## THE EXERCISE
Locate the string "that" throughout the material and copy every line in which it occurs.

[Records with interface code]
+ + +
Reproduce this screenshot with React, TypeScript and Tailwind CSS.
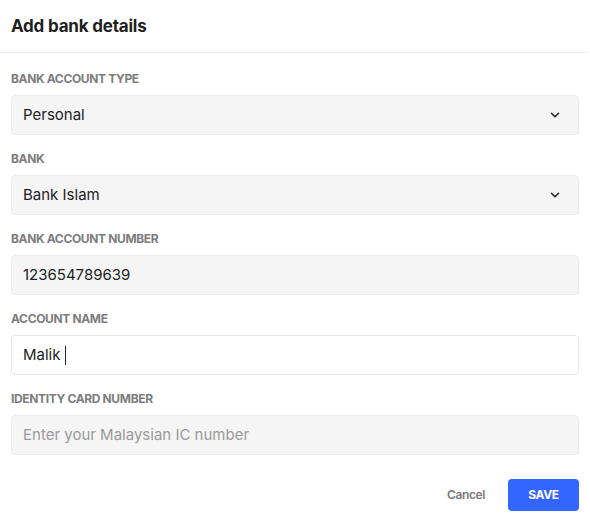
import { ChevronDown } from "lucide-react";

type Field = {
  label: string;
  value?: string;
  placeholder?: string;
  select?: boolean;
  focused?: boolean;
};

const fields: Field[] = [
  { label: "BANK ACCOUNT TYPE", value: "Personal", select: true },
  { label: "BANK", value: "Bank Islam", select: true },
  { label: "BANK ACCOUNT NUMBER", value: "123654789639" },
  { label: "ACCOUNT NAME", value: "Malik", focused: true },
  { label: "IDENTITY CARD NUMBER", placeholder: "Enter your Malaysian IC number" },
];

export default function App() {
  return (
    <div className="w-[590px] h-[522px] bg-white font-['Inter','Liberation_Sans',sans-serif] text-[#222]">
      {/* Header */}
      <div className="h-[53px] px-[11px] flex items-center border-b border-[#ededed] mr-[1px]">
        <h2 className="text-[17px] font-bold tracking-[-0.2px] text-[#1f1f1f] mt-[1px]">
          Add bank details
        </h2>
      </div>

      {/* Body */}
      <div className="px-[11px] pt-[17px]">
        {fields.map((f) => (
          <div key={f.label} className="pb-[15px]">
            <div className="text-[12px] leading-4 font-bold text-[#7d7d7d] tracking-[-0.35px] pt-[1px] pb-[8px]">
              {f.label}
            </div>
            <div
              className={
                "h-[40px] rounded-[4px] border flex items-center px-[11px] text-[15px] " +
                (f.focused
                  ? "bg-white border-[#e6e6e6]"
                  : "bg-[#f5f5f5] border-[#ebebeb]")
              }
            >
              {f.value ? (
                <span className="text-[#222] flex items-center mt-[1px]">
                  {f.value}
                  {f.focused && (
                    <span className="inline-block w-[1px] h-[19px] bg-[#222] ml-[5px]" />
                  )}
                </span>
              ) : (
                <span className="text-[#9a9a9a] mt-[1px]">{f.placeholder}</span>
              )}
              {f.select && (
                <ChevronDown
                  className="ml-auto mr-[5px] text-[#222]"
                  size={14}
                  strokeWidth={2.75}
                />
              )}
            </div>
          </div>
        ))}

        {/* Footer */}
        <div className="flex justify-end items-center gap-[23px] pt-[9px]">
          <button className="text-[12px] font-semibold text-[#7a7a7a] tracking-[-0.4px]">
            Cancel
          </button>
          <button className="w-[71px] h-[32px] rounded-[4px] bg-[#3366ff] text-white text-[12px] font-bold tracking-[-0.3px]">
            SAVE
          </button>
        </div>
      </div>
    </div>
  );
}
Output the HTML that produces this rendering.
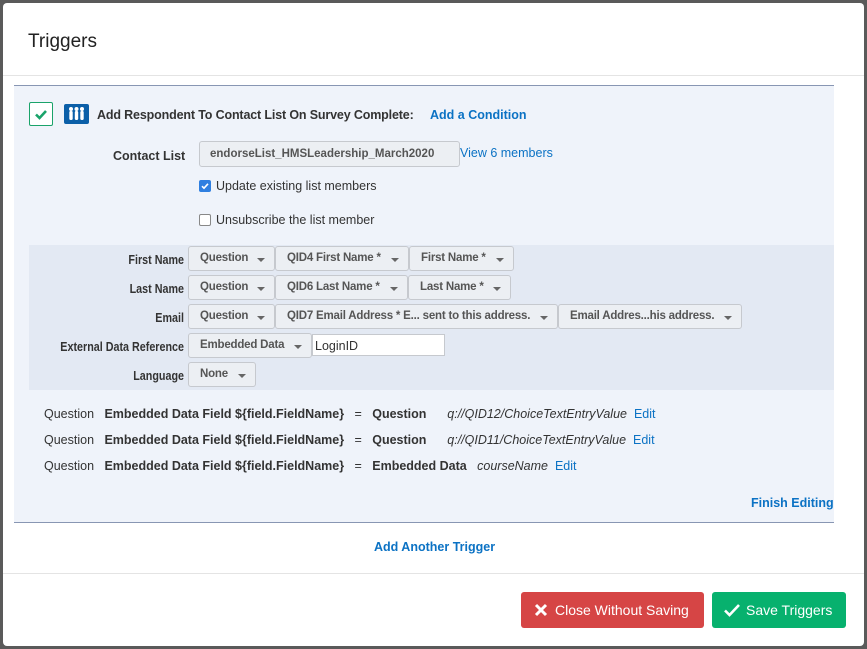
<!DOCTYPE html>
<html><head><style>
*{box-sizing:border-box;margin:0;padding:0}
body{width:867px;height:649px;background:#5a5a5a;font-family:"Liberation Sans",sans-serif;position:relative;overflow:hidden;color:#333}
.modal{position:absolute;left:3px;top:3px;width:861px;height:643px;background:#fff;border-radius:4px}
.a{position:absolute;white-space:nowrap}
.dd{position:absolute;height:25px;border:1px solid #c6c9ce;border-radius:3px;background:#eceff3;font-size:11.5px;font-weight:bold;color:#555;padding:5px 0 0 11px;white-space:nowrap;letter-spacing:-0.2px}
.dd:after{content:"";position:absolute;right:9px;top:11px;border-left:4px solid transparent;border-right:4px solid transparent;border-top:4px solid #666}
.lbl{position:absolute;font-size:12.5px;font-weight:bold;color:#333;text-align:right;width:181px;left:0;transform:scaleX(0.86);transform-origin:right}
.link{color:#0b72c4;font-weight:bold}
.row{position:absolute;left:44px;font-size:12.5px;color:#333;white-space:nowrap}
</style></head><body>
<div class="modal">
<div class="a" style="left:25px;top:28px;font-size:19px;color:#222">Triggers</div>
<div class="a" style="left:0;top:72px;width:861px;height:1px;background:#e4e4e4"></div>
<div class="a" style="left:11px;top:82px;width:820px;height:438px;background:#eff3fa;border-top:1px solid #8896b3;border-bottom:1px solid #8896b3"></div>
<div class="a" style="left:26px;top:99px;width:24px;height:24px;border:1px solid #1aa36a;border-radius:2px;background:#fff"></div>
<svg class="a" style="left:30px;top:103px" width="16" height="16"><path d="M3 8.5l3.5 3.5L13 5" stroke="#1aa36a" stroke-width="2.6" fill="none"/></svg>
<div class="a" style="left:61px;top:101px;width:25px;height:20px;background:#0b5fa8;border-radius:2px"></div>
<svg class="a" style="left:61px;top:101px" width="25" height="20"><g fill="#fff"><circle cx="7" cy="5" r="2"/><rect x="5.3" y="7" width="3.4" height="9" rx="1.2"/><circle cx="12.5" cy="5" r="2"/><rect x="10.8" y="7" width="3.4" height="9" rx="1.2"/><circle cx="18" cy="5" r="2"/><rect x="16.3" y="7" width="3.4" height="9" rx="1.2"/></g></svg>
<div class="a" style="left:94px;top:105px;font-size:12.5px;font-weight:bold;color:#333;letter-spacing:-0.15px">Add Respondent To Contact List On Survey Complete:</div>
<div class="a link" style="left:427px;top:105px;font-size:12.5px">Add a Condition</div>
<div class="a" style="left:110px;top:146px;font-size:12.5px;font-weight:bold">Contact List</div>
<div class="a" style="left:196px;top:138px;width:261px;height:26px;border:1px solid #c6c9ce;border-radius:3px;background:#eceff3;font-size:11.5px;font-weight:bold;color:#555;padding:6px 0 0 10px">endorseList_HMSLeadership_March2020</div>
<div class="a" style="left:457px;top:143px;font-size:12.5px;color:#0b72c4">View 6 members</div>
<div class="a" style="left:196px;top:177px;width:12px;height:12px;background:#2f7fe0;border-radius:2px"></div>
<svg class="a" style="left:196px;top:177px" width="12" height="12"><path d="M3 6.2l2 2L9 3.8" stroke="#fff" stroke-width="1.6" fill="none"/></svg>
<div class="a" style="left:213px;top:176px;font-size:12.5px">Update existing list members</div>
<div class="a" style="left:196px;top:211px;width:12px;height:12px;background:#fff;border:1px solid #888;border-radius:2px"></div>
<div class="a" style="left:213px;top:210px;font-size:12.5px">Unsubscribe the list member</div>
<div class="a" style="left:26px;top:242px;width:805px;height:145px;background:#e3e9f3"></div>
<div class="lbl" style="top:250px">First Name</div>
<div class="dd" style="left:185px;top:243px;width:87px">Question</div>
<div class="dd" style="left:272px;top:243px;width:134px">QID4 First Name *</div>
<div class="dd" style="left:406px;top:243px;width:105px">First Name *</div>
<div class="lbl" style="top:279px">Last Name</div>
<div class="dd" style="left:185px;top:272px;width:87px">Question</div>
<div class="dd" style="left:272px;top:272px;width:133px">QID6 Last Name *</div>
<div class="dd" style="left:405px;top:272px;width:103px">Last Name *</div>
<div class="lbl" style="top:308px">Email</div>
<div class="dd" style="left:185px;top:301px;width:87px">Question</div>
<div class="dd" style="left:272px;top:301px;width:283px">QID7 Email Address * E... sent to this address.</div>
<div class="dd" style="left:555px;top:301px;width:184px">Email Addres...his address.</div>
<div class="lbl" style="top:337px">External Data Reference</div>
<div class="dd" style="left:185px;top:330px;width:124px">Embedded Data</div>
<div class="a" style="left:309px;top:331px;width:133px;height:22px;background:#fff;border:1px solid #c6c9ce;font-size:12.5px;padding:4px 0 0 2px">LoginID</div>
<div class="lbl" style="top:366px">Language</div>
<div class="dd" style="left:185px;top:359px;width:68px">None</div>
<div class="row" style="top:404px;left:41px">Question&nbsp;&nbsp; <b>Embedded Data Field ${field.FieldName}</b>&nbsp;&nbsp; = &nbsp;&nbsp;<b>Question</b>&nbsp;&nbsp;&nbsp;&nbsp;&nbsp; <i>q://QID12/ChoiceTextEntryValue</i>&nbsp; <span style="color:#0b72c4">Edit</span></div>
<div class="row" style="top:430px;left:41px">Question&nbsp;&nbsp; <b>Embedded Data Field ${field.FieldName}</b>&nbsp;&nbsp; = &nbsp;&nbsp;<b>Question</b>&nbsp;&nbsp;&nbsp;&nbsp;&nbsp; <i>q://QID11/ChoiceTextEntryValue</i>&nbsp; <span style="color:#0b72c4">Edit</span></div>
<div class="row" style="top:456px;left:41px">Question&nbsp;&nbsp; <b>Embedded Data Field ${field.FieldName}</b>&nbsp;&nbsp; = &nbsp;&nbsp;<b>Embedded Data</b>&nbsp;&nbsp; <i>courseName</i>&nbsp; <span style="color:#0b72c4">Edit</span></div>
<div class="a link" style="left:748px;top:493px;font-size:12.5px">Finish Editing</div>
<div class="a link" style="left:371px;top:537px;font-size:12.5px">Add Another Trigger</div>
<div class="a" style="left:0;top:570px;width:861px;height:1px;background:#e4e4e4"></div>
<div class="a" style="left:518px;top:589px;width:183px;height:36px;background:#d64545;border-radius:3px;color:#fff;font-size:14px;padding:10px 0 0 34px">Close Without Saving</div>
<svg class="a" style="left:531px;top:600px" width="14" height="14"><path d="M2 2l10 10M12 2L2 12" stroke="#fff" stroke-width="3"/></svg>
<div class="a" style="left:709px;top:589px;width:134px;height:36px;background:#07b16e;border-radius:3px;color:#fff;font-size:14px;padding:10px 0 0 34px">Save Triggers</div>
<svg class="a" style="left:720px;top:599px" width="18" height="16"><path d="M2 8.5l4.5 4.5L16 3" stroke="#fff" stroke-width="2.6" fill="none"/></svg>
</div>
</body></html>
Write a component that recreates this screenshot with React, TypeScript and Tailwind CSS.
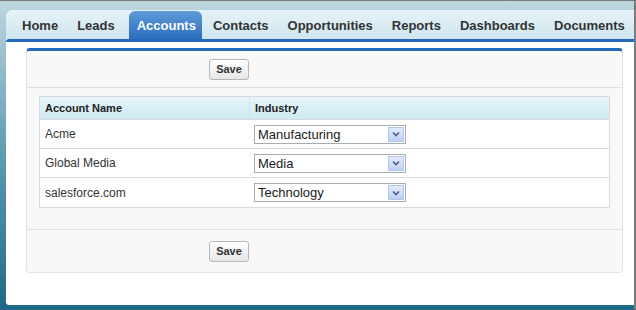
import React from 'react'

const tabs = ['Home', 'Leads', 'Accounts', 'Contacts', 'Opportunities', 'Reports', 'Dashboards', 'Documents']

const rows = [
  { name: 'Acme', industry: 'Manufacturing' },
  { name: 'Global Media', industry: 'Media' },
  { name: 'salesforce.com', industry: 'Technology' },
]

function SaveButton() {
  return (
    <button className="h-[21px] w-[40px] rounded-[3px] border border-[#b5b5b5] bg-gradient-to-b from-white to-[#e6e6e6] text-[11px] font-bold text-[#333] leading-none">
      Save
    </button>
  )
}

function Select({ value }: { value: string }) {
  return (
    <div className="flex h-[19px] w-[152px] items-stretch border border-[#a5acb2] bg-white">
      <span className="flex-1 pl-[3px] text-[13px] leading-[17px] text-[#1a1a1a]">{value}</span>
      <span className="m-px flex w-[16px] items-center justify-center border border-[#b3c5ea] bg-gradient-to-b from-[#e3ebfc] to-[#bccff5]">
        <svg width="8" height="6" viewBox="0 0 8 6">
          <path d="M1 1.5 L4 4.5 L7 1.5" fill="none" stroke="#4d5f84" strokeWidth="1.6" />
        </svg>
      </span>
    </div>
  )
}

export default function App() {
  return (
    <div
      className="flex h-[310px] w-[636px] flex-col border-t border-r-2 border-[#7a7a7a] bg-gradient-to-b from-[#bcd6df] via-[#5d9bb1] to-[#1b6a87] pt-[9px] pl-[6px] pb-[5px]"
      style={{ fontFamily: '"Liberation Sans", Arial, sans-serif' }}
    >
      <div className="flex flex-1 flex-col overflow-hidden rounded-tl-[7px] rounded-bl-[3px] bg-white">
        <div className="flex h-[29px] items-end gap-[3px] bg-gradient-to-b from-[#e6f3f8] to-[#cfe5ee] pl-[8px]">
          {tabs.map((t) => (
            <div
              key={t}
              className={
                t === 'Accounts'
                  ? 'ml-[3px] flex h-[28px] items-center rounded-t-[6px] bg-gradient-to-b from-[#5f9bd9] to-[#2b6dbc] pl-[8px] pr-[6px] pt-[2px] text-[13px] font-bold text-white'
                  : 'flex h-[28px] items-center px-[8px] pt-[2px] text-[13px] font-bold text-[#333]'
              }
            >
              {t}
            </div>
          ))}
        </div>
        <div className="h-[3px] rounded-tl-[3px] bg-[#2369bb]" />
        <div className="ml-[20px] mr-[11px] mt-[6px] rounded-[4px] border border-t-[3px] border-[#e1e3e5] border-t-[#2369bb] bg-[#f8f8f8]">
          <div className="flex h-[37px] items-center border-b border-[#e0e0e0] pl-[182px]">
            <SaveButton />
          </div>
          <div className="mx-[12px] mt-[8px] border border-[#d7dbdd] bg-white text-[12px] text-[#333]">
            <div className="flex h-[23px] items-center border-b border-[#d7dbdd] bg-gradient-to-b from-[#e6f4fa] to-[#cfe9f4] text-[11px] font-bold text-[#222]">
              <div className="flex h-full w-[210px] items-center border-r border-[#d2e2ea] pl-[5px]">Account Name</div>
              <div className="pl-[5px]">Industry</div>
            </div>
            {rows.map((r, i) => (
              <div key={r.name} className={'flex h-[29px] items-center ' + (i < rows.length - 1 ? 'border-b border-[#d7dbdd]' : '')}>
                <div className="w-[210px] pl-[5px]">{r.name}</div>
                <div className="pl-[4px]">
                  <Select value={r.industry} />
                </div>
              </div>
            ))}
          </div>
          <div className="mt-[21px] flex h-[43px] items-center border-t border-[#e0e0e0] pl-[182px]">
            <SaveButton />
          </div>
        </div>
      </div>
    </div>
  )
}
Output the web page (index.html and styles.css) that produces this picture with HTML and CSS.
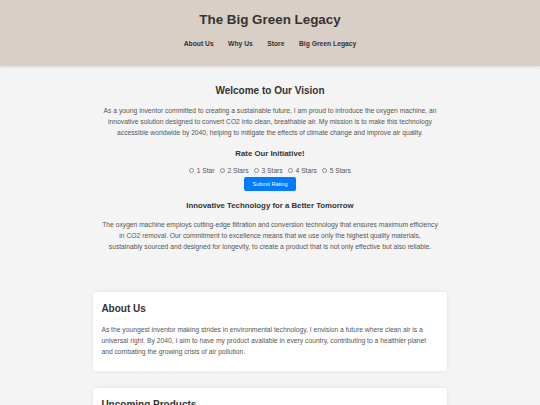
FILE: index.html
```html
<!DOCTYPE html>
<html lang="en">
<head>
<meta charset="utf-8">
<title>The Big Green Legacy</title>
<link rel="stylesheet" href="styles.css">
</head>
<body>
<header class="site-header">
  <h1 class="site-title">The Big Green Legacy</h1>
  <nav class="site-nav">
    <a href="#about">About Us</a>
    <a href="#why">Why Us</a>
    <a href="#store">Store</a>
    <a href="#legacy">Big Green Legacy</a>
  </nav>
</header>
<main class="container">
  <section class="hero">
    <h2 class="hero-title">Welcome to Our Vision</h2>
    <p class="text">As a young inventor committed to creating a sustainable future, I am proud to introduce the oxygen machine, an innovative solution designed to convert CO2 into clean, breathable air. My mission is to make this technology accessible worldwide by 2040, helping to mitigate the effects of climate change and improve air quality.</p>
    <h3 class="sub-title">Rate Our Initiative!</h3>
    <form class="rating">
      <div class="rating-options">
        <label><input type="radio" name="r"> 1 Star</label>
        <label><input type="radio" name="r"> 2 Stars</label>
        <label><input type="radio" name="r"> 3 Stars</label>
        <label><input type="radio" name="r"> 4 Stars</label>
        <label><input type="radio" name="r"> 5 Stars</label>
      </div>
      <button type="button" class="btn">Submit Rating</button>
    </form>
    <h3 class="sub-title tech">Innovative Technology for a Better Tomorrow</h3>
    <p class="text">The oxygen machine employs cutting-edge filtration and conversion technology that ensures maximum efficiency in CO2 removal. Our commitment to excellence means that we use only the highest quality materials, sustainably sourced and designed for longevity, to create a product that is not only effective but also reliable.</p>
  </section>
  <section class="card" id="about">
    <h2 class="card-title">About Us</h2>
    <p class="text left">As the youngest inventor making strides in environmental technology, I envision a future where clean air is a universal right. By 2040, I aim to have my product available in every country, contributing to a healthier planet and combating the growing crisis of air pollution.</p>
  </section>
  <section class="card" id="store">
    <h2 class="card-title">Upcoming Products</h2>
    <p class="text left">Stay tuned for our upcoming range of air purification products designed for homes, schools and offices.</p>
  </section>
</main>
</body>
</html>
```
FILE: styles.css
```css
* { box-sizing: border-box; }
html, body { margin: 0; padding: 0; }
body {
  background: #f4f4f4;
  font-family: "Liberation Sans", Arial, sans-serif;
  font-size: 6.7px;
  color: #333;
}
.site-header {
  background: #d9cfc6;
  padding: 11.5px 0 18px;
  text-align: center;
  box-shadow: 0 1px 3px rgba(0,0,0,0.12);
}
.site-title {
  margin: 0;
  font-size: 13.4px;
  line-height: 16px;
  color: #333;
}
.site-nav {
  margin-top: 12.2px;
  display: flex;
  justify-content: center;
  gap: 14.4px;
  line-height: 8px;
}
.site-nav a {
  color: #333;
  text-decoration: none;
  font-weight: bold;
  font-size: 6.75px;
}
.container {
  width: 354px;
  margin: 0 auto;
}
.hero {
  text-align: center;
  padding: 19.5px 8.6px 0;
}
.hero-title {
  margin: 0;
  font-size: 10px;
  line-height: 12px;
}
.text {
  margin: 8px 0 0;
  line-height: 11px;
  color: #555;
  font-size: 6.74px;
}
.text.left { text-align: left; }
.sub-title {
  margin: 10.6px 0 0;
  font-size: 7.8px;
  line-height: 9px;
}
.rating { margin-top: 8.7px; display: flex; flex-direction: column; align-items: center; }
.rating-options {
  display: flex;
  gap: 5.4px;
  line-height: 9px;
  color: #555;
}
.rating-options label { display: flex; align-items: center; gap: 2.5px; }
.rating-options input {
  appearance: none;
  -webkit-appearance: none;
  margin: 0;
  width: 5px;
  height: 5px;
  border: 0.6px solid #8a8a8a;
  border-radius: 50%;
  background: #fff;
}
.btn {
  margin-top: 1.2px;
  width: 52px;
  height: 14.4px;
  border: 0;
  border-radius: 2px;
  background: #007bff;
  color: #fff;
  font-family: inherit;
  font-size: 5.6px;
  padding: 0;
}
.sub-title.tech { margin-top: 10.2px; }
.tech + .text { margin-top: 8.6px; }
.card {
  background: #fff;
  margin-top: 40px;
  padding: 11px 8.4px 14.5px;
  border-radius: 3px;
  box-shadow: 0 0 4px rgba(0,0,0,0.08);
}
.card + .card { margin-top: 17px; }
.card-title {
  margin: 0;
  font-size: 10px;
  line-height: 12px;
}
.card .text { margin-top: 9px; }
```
+ + +
## WRITTEN ANSWER
Output the HTML that produces this rendering.
Write a component that recreates this screenshot with React, TypeScript and Tailwind CSS.
Output the web page (index.html and styles.css) that produces this picture with HTML and CSS.
    <p class="text">The oxygen machine employs cutting-edge filtration and conversion technology that ensures maximum efficiency in CO2 removal. Our commitment to excellence means that we use only the highest quality materials, sustainably sourced and designed for longevity, to create a product that is not only effective but also reliable.</p>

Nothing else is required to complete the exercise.